I have no answer for the crippling malaise of Christianity other than to draw on the wisdom of those who have gone before us, a wisdom that they sought from the pages of Scripture. The Bible persistently counsels the believer to seek excellence. Proverbs 22:29 gives us this principle, "Do you see a man who excels in his work? He will stand before kings; He will not stand before unknown men." Ecclesiastes 9:10 repeats this exhortation along with the reason for it: "Whatever your hand finds to do, do it with your might; for there is no work or device or knowledge or wisdom in the grave where you are going."

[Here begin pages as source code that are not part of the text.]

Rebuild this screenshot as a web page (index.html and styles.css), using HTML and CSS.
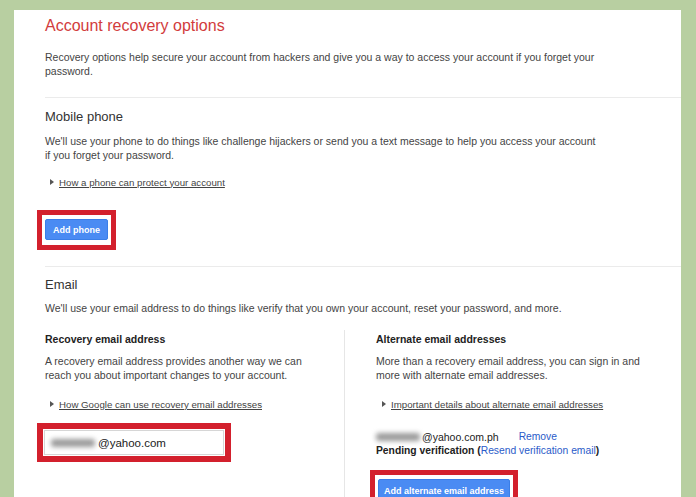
FILE: index.html
```html
<!DOCTYPE html>
<html>
<head>
<meta charset="utf-8">
<link rel="stylesheet" href="styles.css">
</head>
<body>
<div class="card">
  <h1 class="title">Account recovery options</h1>
  <p class="text intro">Recovery options help secure your account from hackers and give you a way to access your account if you forget your password.</p>

  <section class="sec sec-phone">
    <h2 class="heading">Mobile phone</h2>
    <p class="text desc">We'll use your phone to do things like challenge hijackers or send you a text message to help you access your account if you forget your password.</p>
    <div class="more"><span class="tri"></span><a class="more-link">How a phone can protect your account</a></div>
    <div class="hl hl-btn"><button class="btn">Add phone</button></div>
  </section>

  <section class="sec sec-email">
    <h2 class="heading">Email</h2>
    <p class="text desc">We'll use your email address to do things like verify that you own your account, reset your password, and more.</p>
    <div class="cols">
      <div class="col col-left">
        <h3 class="sub">Recovery email address</h3>
        <p class="text col-desc">A recovery email address provides another way we can reach you about important changes to your account.</p>
        <div class="more"><span class="tri"></span><a class="more-link">How Google can use recovery email addresses</a></div>
        <div class="hl hl-input"><div class="input"><span class="blur blur-a"></span>@yahoo.com</div></div>
      </div>
      <div class="col col-right">
        <h3 class="sub">Alternate email addresses</h3>
        <p class="text col-desc">More than a recovery email address, you can sign in and more with alternate email addresses.</p>
        <div class="more"><span class="tri"></span><a class="more-link">Important details about alternate email addresses</a></div>
        <div class="alt">
          <div class="alt-row"><span class="blur blur-b"></span><span class="alt-mail">@yahoo.com.ph</span><a class="blue">Remove</a></div>
          <div class="pending">Pending verification (<a class="blue">Resend verification email</a>)</div>
        </div>
        <div class="hl hl-btn hl-alt"><button class="btn">Add alternate email address</button></div>
      </div>
    </div>
  </section>
</div>
</body>
</html>
```

FILE: styles.css
```css
* { box-sizing: border-box; }
html, body { margin: 0; padding: 0; }
body {
  background: #b8cfa1;
  font-family: "Liberation Sans", Arial, sans-serif;
  width: 696px;
  height: 497px;
  overflow: hidden;
}
.card {
  margin: 10px 0 0 14px;
  width: 667px;
  min-height: 520px;
  background: #fff;
  padding: 6px 0 0 31px;
}
.title {
  margin: 0;
  font-size: 16px;
  line-height: 20px;
  font-weight: normal;
  color: #d23c3c;
}
.text {
  margin: 0;
  font-size: 10.5px;
  line-height: 14px;
  color: #444;
}
.intro { margin-top: 14px; width: 560px; }
.sec { border-top: 1px solid #ebebeb; }
.sec-phone { margin-top: 19px; padding-top: 10px; padding-bottom: 16px; }
.heading {
  margin: 0;
  font-size: 13px;
  line-height: 18px;
  font-weight: normal;
  color: #333;
}
.desc { margin-top: 8px; width: 553px; }
.sec-phone .more { margin-top: 13px; }
.more {
  display: flex;
  align-items: center;
  padding-left: 5px;
  height: 14px;
}
.tri {
  width: 0; height: 0;
  border-left: 4px solid #555;
  border-top: 3px solid transparent;
  border-bottom: 3px solid transparent;
  margin-right: 5px;
}
.more-link {
  font-size: 9.7px;
  color: #444;
  text-decoration: underline;
}
.hl {
  display: inline-block;
  border: 5px solid #d3202d;
  background: #fff;
}
.hl-btn { padding: 4px 3px 5px 3px; margin-left: -8px; }
.sec-phone .hl { margin-top: 21px; }
.btn {
  display: block;
  height: 21px;
  padding: 0 7px;
  border: 1px solid #3a7ee8;
  border-radius: 2px;
  background: #4a8bf3;
  color: #fff;
  font-family: "Liberation Sans", Arial, sans-serif;
  font-size: 9px;
  font-weight: bold;
}
.sec-email { padding-top: 9px; }
.sec-email .desc { margin-top: 7px; }
.cols { display: flex; margin-top: 15px; }
.col { padding-top: 2px; }
.col-left { width: 300px; border-right: 1px solid #e6e6e6; }
.col-right { padding-left: 31px; }
.sub {
  margin: 0;
  font-size: 10.5px;
  line-height: 14px;
  font-weight: bold;
  color: #222;
}
.col-desc { margin-top: 8px; width: 270px; }
.col .more { margin-top: 15px; }
.col-right .more { padding-left: 6px; }
.hl-input { margin-top: 12px; margin-left: -8px; padding: 1px; border-width: 6px; }
.input {
  width: 180px;
  height: 25px;
  border: 1px solid #d6d6d6;
  display: flex;
  align-items: center;
  padding-left: 6px;
  font-size: 11.5px;
  color: #222;
}
.blur {
  display: inline-block;
  height: 8px;
  background: #9a9a9a;
  filter: blur(2.5px);
  border-radius: 3px;
}
.blur-a { width: 44px; margin-right: 3px; }
.blur-b { width: 44px; margin-right: 2px; }
.alt { margin-top: 19px; font-size: 10.3px; line-height: 14px; color: #222; }
.alt-row { display: flex; align-items: center; }
.alt-mail { font-size: 10.5px; }
.blue { color: #2a5bc9; }
.alt-row .blue { margin-left: 20px; }
.pending { font-weight: bold; font-size: 10.3px; }
.pending .blue { font-weight: normal; }
.hl-alt { margin-top: 12px; margin-left: -6px; }
.hl-alt .btn { height: 24px; padding: 0 5px; }
```
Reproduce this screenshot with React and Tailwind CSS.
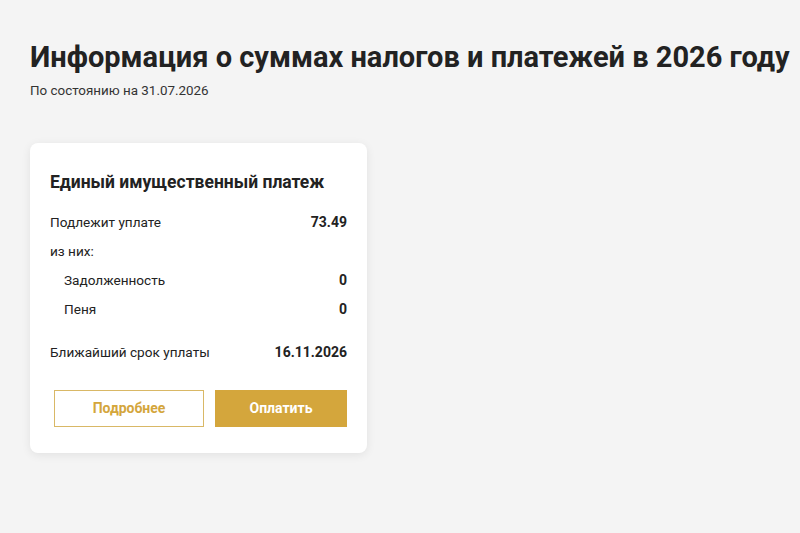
import React from "react";

const Row = ({ label, value, indent, bold = true, className = "" }) => (
  <div className={`flex justify-between items-center text-[13.6px] ${className}`}>
    <span className={indent ? "pl-[14px]" : ""}>{label}</span>
    {value !== undefined && (
      <span className={bold ? "font-bold text-[14px] text-[#222]" : ""}>{value}</span>
    )}
  </div>
);

export default function App() {
  return (
    <div
      className="min-h-[533px] bg-[#f4f4f4] text-[#222] pl-[30px] pt-[38px]"
      style={{ fontFamily: "Roboto, 'Noto Sans', sans-serif" }}
    >
      <h1 className="text-[29px] font-bold leading-[38px] whitespace-nowrap">
        Информация о суммах налогов и платежей в 2026 году
      </h1>
      <p className="text-[13.4px] text-[#333] mt-[6px] leading-[18px]">
        По состоянию на 31.07.2026
      </p>

      <div className="mt-[43px] w-[337px] bg-white rounded-[8px] shadow-[0_2px_10px_rgba(0,0,0,0.08)] px-[20px] pt-[27px] pb-[26px]">
        <h2 className="text-[17.5px] font-bold leading-[24px]">
          Единый имущественный платеж
        </h2>
        <div className="mt-[17px] flex flex-col">
          <Row label="Подлежит уплате" value="73.49" className="h-[22px]" />
          <Row label="из них:" className="h-[22px] mt-[7px]" />
          <Row label="Задолженность" value="0" indent className="h-[22px] mt-[7px]" />
          <Row label="Пеня" value="0" indent className="h-[22px] mt-[7px]" />
          <Row label="Ближайший срок уплаты" value="16.11.2026" className="h-[22px] mt-[21px]" />
        </div>
        <div className="mt-[27px] flex gap-[11px] pl-[4px]">
          <button className="w-[150px] h-[37px] border border-[#d9b866] text-[#d4a63c] font-bold text-[14px] bg-white">
            Подробнее
          </button>
          <button className="w-[132px] h-[37px] bg-[#d4a63c] text-white font-bold text-[14px]">
            Оплатить
          </button>
        </div>
      </div>
    </div>
  );
}
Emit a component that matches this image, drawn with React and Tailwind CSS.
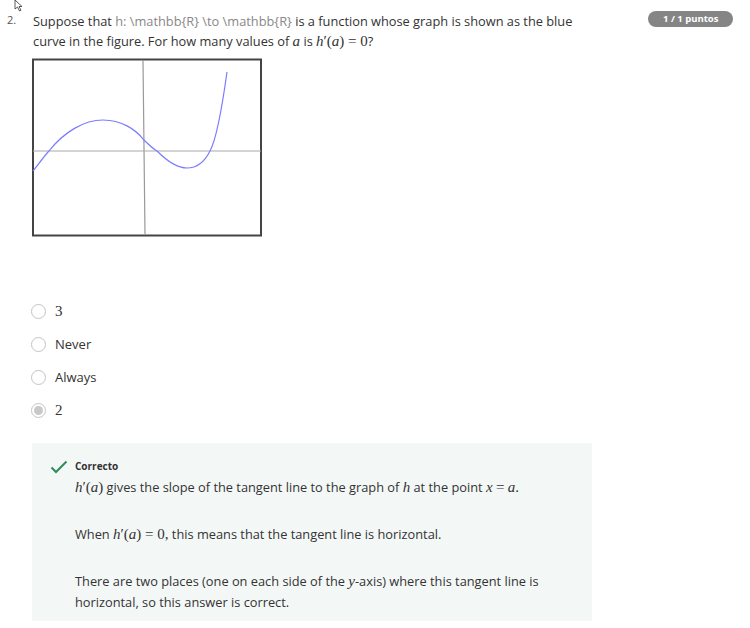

Along with the seeking of excellence, there is another reason the Christian should never produce anything than his very best. It is the principle of "returning value for value received." It is the Golden Rule: "Do unto others what you would have others do unto you." If only we would keep this one thing in mind, much of the sloppy, second-rate work turned out by Christians would be eliminated. If we are paid for our work, it should be the best that we can give for the money we get. None of us likes to receive poor-quality work or goods for the money we spend; our goal must be to make sure than others never receive such work from us. By this we set the standard of the highest and best.

There are principles that lead to satisfaction in life and a clear conscience, if not money and fame. Great men of the past lived and breathed these principles. Our forefathers lived by the creed Imitatio Dei, i.e., that all Christians should be imitators of God in every aspect of life. And, until every Christian comes to understand what it means to become like God, we will never recapture the culture.

There is much more that could be said about this topic, but I leave it to you, the reader, to engage your brain and take the initiative to bring forth excellence from all your efforts.